Given data
## start

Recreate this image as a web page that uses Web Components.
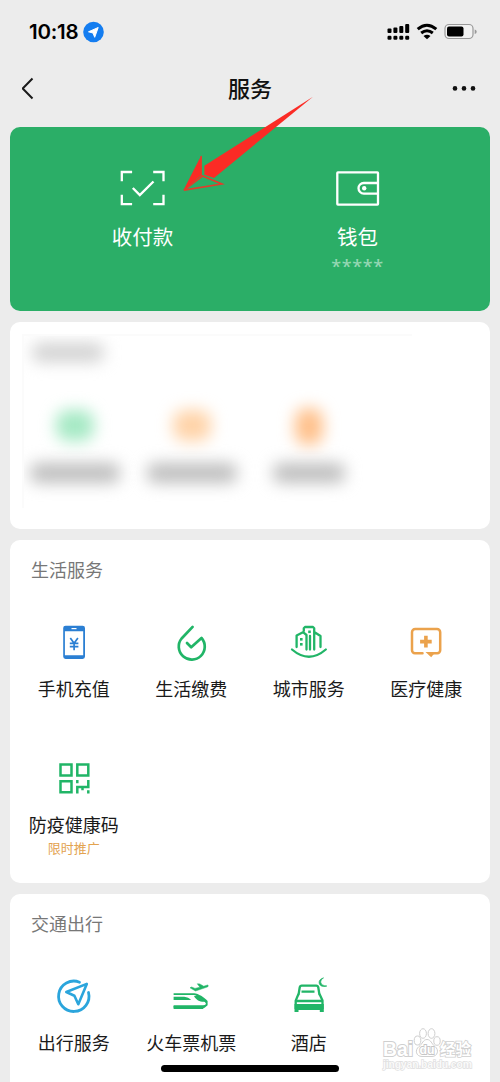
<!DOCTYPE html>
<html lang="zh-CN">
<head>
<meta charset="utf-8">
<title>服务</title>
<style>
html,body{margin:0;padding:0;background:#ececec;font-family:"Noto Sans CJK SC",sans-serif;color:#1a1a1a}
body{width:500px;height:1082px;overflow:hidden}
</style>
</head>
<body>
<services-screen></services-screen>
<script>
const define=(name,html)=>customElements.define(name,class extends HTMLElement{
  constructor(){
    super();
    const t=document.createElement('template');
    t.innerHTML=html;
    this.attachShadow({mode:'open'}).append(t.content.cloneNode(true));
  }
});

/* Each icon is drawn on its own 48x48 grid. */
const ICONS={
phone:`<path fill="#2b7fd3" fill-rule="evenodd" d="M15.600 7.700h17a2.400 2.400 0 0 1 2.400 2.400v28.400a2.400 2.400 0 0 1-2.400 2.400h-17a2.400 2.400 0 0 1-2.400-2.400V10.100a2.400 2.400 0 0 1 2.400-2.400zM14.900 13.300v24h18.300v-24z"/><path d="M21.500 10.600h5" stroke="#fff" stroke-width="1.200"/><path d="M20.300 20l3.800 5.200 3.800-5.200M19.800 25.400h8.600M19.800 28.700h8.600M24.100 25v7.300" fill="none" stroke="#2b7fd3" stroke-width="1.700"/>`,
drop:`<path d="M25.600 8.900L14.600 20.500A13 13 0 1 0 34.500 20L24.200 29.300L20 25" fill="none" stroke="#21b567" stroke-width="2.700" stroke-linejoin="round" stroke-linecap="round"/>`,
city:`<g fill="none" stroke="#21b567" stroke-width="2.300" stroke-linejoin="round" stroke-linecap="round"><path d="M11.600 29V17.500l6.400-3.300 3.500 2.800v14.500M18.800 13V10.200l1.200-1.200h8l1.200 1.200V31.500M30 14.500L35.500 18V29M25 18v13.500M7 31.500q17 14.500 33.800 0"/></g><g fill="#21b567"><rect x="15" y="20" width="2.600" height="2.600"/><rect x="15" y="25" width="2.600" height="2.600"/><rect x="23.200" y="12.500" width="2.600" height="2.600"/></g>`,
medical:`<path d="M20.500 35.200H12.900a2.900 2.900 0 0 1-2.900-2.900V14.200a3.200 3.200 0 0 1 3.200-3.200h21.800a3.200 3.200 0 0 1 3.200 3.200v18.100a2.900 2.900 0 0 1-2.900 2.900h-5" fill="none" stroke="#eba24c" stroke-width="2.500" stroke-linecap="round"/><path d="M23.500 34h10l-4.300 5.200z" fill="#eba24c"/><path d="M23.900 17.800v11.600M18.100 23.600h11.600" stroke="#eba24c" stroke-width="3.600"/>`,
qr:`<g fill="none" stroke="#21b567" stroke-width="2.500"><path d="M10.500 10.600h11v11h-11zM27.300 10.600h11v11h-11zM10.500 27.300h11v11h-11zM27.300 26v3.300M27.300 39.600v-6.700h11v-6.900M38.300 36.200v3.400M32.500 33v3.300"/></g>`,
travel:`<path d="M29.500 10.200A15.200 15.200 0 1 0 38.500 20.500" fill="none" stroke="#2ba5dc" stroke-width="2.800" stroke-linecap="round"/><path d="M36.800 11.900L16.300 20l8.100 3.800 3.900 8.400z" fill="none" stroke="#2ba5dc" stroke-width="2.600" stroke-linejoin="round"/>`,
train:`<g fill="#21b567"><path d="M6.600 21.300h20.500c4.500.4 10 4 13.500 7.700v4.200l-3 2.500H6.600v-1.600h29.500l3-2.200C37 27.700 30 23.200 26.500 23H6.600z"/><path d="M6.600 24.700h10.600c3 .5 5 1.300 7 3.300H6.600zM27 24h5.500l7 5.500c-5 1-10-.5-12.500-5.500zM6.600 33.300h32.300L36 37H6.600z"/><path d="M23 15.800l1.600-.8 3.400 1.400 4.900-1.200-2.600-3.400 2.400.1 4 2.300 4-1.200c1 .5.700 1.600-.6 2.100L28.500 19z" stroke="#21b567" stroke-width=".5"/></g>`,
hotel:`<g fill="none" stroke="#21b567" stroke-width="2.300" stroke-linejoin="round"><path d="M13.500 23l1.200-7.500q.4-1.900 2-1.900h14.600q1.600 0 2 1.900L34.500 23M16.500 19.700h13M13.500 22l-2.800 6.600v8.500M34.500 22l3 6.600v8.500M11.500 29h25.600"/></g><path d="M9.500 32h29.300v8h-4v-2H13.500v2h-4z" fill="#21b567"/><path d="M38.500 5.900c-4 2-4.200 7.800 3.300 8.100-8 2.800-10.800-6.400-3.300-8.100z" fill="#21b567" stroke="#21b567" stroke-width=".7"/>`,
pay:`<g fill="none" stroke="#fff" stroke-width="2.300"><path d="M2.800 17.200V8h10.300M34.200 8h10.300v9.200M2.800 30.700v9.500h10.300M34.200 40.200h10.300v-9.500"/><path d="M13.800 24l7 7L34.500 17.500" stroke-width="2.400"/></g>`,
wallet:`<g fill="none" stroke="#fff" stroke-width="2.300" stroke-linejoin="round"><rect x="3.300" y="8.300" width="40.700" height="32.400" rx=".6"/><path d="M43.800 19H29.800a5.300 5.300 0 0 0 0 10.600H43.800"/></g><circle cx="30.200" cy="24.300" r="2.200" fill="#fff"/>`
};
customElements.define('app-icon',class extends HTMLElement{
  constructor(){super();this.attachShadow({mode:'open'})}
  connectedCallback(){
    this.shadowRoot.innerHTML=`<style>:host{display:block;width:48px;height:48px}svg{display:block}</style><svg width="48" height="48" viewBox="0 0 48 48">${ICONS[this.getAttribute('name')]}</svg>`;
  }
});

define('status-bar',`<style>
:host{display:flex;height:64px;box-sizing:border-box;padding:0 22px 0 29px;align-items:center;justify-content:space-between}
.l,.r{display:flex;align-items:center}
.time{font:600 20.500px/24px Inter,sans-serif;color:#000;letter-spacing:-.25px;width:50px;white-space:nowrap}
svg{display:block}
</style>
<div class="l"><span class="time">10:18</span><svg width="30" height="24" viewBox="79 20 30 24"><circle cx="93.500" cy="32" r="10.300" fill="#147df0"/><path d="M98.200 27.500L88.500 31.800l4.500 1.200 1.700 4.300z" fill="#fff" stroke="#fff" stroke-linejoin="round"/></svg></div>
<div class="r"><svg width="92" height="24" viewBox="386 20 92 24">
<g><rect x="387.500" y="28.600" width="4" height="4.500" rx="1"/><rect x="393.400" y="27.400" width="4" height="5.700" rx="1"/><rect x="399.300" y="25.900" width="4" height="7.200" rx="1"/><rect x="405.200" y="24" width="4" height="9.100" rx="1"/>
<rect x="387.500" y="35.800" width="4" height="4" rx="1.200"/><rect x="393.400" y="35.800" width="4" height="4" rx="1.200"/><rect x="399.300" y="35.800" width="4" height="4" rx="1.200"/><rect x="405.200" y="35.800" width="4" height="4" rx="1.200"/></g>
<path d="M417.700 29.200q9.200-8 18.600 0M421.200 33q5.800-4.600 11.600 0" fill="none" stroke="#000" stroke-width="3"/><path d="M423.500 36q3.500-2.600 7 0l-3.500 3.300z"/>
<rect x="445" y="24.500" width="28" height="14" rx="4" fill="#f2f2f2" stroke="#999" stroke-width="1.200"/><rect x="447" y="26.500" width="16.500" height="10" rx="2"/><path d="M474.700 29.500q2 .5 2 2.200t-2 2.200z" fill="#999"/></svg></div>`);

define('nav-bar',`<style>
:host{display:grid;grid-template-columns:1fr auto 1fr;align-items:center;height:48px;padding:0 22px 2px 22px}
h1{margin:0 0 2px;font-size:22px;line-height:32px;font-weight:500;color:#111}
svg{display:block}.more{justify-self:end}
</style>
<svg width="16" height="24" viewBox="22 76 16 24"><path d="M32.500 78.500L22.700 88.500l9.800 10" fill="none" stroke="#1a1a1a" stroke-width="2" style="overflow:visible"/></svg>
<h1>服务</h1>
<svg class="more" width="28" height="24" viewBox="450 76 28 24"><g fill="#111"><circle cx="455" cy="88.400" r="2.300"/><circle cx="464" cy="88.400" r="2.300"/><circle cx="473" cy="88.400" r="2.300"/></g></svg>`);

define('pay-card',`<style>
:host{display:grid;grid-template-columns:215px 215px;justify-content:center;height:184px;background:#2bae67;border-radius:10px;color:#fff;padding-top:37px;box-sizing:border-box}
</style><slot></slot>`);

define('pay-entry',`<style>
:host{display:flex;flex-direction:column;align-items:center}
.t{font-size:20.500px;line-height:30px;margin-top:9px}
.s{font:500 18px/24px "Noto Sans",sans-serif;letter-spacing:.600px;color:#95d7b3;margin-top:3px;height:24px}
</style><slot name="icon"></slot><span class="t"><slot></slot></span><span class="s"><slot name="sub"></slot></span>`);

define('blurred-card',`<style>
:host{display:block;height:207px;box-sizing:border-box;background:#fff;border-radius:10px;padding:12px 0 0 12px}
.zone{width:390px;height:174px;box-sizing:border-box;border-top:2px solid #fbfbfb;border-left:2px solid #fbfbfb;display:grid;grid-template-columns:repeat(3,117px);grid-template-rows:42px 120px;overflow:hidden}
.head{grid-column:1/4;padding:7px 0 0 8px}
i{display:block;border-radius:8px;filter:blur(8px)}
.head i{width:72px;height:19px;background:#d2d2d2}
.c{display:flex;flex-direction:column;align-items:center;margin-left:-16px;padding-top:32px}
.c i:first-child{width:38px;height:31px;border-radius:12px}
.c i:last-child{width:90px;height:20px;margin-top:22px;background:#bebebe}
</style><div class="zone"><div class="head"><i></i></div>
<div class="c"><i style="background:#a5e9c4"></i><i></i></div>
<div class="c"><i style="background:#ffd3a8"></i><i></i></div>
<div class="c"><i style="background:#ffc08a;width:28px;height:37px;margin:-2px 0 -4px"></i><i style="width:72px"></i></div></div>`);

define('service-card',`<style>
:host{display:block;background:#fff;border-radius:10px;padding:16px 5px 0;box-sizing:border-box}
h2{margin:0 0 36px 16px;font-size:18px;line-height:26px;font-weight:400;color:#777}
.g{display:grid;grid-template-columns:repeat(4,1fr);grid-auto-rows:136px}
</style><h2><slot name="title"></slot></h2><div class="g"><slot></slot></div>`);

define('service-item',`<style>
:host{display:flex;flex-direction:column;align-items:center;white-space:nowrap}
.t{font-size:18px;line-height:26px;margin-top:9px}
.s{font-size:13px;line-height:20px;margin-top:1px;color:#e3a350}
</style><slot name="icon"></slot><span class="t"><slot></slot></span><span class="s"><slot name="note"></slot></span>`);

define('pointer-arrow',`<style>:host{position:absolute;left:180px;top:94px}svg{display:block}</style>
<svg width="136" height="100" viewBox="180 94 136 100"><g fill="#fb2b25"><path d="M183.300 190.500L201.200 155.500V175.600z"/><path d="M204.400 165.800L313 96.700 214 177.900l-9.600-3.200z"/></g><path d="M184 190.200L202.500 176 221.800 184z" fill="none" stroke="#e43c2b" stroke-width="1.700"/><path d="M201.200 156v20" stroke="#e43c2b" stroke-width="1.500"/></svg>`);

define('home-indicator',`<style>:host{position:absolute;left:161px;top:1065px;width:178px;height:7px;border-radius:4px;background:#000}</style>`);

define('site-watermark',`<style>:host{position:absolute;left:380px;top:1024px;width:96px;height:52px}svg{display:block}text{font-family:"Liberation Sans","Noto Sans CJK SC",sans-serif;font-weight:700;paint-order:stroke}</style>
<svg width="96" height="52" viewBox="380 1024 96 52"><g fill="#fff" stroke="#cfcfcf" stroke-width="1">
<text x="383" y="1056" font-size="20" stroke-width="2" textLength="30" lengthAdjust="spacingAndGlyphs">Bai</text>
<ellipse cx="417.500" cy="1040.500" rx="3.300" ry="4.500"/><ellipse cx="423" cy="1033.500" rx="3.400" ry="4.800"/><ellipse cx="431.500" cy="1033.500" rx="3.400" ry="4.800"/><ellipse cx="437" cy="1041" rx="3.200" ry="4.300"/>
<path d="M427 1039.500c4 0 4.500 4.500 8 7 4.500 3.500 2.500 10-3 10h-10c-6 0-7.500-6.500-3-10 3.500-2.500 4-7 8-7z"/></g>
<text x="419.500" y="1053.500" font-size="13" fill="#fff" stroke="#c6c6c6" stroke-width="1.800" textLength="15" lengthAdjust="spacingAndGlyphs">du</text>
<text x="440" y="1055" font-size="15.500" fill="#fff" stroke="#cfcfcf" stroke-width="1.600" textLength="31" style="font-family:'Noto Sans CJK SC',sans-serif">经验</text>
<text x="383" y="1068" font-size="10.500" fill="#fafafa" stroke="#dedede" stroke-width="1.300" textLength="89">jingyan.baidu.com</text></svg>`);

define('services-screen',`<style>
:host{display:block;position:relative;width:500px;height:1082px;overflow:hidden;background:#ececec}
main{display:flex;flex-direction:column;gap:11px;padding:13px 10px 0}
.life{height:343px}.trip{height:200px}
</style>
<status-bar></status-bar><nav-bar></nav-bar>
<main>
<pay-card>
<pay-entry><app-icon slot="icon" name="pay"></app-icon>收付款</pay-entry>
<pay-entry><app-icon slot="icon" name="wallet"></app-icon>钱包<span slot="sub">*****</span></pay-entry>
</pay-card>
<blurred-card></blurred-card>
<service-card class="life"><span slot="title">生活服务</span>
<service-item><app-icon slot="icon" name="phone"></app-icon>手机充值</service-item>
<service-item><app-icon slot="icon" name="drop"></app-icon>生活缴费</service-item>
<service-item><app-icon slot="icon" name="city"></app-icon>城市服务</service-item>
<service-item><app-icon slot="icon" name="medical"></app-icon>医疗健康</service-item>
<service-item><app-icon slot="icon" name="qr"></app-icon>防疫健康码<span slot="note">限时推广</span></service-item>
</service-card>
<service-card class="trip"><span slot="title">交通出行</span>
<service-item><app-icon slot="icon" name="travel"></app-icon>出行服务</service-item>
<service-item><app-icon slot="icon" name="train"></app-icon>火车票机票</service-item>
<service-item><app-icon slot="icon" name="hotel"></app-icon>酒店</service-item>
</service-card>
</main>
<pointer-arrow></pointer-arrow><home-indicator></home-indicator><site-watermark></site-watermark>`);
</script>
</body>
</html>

## end

Task description
The word "this" appears in how many lines of the data? Answer with only the number.

Response
4